## Set exercise
Pull every line holding the string "page" from the records below.

## Provided material
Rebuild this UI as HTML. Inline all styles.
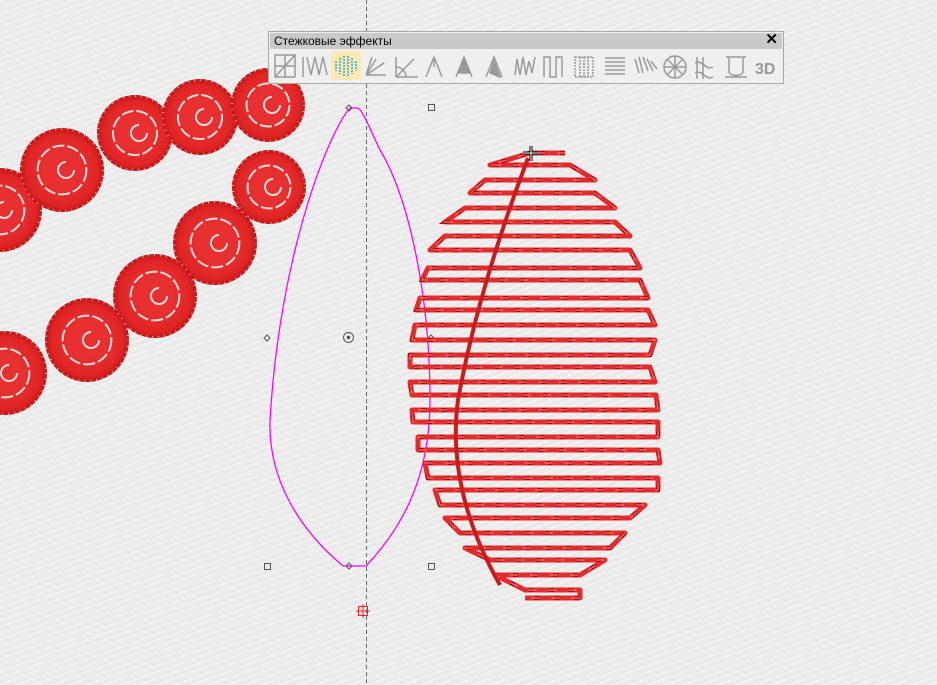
---
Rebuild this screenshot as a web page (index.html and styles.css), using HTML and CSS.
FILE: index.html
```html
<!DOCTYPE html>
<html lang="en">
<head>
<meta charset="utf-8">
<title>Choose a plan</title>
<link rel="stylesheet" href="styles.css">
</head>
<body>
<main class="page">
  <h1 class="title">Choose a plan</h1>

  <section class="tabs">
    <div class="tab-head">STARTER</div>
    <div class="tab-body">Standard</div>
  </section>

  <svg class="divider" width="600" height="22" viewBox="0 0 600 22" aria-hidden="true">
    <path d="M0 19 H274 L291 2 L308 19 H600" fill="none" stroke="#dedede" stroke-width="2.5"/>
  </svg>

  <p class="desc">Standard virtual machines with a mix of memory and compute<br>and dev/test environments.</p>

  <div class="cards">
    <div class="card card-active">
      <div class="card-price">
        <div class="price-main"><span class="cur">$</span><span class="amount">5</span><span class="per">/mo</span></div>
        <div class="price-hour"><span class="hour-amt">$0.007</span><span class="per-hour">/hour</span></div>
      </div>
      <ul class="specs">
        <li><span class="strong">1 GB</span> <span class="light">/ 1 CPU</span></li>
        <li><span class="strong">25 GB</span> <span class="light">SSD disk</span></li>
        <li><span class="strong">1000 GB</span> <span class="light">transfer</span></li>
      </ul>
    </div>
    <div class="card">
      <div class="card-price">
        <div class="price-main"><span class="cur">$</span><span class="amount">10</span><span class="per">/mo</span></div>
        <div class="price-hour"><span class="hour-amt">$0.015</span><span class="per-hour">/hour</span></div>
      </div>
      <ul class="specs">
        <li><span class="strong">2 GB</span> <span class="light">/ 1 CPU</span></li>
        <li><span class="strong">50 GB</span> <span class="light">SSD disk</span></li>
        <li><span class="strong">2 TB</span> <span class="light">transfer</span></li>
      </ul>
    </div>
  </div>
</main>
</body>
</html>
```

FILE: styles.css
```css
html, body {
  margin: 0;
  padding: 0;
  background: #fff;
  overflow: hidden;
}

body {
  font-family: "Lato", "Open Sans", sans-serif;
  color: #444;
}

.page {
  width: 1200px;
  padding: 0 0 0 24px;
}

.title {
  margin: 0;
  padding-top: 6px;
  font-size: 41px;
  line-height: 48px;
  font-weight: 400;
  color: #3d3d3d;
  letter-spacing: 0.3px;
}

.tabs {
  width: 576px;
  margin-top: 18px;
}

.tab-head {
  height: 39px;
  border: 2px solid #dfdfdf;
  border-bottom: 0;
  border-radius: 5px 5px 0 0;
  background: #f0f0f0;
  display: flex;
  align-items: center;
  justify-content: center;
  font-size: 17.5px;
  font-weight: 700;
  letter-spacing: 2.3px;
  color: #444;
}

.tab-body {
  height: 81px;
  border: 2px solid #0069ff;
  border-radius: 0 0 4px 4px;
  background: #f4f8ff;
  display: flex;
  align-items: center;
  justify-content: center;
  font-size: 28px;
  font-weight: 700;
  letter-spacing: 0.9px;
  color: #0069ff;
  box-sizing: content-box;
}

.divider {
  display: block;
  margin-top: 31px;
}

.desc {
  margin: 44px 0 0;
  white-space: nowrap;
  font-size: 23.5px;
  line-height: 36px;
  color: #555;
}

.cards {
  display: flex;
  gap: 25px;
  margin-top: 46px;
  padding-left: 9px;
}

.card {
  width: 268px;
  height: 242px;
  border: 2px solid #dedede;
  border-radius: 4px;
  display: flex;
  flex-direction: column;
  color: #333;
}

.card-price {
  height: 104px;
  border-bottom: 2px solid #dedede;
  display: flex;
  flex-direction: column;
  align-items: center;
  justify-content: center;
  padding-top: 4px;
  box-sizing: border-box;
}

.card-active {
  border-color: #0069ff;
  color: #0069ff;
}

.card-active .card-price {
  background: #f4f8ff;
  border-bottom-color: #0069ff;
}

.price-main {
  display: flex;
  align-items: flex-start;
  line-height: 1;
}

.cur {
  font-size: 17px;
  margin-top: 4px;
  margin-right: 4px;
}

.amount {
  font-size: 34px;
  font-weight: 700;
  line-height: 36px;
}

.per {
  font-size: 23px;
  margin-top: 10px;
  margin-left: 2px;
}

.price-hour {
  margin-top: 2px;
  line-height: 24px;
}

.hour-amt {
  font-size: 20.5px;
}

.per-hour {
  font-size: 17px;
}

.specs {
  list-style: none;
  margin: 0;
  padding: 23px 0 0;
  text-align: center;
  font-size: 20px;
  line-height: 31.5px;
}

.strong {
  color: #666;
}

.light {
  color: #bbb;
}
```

## Problem solution
Rebuild this screenshot as a web page (index.html and styles.css), using HTML and CSS.
<main class="page">
.page {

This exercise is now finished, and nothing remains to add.